----- AVAILABLE DATA -----
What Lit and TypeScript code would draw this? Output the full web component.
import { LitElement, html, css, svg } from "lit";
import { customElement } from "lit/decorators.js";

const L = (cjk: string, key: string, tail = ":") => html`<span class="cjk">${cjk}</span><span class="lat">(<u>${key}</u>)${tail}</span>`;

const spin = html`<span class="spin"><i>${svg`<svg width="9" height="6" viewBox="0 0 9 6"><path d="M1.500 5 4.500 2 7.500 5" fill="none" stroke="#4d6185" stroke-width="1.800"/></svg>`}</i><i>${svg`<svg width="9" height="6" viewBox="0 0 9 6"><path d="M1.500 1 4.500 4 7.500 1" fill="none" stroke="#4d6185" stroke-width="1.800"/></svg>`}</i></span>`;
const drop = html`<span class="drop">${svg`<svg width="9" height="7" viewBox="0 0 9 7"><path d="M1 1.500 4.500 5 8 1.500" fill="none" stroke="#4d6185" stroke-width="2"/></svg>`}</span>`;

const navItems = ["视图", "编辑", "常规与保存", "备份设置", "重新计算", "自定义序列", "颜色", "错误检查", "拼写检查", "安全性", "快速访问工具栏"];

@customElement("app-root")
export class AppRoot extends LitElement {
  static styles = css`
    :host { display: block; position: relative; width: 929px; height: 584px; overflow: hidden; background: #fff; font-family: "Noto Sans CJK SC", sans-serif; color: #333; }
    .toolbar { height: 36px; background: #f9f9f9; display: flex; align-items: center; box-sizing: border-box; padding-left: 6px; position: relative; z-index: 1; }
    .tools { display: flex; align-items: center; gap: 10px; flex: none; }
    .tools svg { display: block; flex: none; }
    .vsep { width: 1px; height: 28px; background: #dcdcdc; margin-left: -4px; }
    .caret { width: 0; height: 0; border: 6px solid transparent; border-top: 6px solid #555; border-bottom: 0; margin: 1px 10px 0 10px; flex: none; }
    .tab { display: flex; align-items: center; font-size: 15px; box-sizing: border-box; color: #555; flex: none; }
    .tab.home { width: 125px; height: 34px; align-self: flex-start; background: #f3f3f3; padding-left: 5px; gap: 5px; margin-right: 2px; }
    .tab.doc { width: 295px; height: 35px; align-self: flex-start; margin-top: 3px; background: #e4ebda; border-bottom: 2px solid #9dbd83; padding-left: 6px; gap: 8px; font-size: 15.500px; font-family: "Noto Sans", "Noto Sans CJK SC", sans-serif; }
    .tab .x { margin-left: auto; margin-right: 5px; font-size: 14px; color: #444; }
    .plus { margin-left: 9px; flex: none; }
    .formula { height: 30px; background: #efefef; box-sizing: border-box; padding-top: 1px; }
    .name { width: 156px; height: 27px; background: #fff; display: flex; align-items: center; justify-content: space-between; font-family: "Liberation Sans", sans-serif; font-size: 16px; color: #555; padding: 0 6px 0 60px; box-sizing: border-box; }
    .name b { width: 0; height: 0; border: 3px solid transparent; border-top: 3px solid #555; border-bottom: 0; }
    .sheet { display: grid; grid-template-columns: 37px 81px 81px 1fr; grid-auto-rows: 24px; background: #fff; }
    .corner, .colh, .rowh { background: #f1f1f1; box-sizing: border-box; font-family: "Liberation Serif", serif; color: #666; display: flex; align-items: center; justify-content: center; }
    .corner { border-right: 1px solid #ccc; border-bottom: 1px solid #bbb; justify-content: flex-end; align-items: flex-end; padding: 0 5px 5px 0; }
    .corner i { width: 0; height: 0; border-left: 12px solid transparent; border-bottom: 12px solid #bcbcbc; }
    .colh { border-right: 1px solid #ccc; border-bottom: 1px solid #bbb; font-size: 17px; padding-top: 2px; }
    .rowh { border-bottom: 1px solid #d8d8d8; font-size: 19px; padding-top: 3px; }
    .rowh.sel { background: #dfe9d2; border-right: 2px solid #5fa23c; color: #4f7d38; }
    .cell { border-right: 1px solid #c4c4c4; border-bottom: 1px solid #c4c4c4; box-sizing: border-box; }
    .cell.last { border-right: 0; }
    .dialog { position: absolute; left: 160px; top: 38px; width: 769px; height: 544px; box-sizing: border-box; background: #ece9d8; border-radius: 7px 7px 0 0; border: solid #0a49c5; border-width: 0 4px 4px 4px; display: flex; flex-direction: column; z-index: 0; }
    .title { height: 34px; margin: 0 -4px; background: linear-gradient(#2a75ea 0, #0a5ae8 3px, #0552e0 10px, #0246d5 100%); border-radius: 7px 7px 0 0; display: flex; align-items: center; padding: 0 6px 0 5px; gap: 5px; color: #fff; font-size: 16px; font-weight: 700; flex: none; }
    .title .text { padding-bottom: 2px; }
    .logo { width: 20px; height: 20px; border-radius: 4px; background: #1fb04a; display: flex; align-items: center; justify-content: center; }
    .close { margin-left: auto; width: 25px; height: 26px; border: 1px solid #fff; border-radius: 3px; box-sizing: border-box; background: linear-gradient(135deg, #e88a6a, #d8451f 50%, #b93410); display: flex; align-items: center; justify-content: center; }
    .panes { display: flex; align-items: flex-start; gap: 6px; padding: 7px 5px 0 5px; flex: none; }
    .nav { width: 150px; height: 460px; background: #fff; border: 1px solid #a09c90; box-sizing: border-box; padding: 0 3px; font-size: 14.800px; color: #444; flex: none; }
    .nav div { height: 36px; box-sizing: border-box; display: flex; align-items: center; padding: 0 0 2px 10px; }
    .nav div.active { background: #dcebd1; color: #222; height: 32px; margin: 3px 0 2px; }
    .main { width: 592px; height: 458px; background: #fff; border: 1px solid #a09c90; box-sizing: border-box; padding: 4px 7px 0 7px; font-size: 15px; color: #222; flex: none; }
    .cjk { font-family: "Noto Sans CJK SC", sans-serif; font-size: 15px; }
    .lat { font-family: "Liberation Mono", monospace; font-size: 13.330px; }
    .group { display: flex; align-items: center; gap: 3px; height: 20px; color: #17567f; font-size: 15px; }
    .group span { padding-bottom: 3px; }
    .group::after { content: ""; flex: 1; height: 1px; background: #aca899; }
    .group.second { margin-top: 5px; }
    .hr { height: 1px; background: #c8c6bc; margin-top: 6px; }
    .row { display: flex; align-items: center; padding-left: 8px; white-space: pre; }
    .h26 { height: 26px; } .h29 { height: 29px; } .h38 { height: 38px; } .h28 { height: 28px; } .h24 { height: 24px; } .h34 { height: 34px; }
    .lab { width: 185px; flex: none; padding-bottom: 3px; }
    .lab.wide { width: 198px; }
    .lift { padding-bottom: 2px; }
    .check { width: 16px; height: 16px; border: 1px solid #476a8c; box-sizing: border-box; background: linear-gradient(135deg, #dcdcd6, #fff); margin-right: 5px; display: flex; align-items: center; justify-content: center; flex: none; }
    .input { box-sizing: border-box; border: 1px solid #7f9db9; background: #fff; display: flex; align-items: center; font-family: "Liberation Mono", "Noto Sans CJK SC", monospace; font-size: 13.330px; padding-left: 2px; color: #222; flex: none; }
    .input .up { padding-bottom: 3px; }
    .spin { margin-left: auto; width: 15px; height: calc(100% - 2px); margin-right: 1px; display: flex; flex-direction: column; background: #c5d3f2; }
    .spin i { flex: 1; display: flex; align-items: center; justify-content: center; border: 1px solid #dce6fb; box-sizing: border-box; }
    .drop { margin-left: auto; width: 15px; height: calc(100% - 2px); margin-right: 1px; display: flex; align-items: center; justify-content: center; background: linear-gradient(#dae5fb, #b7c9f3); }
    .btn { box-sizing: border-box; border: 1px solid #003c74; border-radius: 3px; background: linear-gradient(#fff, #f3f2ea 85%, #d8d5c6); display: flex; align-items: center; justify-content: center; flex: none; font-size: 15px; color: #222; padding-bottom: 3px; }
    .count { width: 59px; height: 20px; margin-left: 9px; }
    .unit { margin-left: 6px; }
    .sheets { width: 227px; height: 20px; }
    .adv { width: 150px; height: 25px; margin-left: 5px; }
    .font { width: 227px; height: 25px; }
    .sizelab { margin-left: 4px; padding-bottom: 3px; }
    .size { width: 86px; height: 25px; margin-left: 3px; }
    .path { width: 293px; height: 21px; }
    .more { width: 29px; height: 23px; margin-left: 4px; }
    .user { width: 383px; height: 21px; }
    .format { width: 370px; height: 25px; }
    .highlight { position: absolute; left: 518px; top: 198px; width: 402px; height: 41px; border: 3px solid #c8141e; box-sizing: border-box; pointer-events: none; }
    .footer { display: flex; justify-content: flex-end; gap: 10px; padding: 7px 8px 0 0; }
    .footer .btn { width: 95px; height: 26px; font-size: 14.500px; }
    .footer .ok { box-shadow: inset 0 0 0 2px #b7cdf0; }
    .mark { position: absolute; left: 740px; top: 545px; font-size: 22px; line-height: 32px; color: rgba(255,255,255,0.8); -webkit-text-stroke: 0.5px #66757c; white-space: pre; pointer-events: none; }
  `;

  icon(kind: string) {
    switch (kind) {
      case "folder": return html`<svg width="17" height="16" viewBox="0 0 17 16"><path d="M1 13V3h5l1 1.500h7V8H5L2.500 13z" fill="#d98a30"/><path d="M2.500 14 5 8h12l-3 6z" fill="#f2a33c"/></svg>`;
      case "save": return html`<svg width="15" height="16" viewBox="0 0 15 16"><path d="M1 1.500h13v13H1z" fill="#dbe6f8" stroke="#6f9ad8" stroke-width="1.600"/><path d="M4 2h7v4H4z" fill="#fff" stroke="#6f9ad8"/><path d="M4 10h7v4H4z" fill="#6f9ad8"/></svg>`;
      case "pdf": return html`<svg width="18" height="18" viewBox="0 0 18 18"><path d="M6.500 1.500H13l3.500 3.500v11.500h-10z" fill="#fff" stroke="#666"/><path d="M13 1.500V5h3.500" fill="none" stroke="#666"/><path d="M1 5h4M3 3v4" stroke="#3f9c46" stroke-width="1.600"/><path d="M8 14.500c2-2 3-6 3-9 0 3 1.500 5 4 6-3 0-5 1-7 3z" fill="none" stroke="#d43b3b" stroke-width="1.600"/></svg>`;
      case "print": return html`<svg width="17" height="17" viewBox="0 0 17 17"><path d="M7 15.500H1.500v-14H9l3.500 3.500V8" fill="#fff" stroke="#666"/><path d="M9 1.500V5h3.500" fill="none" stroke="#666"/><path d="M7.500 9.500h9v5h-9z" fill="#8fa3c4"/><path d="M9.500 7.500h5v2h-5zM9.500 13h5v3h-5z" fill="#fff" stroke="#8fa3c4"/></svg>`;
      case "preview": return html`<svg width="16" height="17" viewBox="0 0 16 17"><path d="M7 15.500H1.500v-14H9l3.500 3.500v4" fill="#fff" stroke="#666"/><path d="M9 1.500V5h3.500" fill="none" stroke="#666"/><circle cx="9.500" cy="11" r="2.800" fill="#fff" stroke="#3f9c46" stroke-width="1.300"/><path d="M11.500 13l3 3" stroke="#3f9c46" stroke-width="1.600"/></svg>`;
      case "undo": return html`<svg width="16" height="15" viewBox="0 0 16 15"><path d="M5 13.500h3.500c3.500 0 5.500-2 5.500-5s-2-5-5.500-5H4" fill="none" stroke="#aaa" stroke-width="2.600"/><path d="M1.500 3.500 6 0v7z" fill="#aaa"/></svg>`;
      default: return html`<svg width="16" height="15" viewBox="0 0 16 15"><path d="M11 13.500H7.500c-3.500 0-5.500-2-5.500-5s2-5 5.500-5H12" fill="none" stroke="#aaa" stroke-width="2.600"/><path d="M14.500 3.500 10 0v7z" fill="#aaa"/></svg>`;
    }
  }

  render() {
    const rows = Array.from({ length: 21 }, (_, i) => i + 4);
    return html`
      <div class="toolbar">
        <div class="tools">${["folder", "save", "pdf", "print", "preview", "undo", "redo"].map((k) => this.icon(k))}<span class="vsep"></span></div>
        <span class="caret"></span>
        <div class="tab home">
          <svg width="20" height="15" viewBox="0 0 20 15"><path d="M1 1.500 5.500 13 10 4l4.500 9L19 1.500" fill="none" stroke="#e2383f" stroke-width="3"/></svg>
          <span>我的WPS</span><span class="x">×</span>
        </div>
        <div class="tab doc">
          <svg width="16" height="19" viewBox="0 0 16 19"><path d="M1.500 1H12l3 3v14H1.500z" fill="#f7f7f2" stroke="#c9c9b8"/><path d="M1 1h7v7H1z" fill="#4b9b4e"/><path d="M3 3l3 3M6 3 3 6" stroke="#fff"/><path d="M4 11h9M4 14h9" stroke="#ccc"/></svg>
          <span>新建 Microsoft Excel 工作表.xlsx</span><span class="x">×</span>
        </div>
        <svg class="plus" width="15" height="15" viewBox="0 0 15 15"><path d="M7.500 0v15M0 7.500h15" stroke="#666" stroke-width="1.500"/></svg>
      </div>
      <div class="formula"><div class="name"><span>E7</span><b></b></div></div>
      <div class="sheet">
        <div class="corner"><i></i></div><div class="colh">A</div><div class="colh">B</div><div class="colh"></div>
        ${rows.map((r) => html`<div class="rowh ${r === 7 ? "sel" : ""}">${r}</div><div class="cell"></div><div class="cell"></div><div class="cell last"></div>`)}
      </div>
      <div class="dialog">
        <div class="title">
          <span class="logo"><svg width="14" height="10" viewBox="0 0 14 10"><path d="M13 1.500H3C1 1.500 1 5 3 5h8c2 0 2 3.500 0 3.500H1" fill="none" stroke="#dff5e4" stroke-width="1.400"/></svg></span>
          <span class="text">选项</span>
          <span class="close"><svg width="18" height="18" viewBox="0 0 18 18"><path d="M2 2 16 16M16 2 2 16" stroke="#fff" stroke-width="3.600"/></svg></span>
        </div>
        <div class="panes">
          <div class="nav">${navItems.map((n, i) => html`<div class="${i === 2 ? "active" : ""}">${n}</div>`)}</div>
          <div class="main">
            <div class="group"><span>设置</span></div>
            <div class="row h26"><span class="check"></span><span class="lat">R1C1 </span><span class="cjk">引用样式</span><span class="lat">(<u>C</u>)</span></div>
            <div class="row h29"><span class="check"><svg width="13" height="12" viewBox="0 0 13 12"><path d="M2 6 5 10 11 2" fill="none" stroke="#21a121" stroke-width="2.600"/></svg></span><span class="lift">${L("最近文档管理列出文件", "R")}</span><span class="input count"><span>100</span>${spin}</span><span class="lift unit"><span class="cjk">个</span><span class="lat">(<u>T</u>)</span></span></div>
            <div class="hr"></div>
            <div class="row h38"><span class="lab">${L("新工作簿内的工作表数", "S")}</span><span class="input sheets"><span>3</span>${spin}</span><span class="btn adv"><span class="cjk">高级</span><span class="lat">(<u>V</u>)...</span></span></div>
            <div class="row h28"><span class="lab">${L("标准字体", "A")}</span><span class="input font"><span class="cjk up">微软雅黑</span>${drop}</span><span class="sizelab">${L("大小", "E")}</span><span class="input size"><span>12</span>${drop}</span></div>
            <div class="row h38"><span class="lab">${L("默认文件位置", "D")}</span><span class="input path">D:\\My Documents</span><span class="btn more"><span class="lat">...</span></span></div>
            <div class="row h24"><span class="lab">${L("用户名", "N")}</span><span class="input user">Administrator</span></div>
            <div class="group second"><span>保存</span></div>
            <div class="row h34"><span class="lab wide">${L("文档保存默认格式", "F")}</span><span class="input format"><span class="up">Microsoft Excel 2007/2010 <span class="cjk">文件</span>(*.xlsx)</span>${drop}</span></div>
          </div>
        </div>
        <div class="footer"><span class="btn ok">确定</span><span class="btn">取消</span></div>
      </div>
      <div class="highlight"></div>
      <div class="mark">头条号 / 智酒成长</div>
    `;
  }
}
-----
> **TASK INSTRUCTIONS**
Lines from the start of the material above through the line containing "const L = (cjk: string, key: string, tail" are to be duplicated exactly, and only those.

> **PROBLEM SOLUTION**
What Lit and TypeScript code would draw this? Output the full web component.
import { LitElement, html, css, svg } from "lit";
import { customElement } from "lit/decorators.js";

const L = (cjk: string, key: string, tail = ":") => html`<span class="cjk">${cjk}</span><span class="lat">(<u>${key}</u>)${tail}</span>`;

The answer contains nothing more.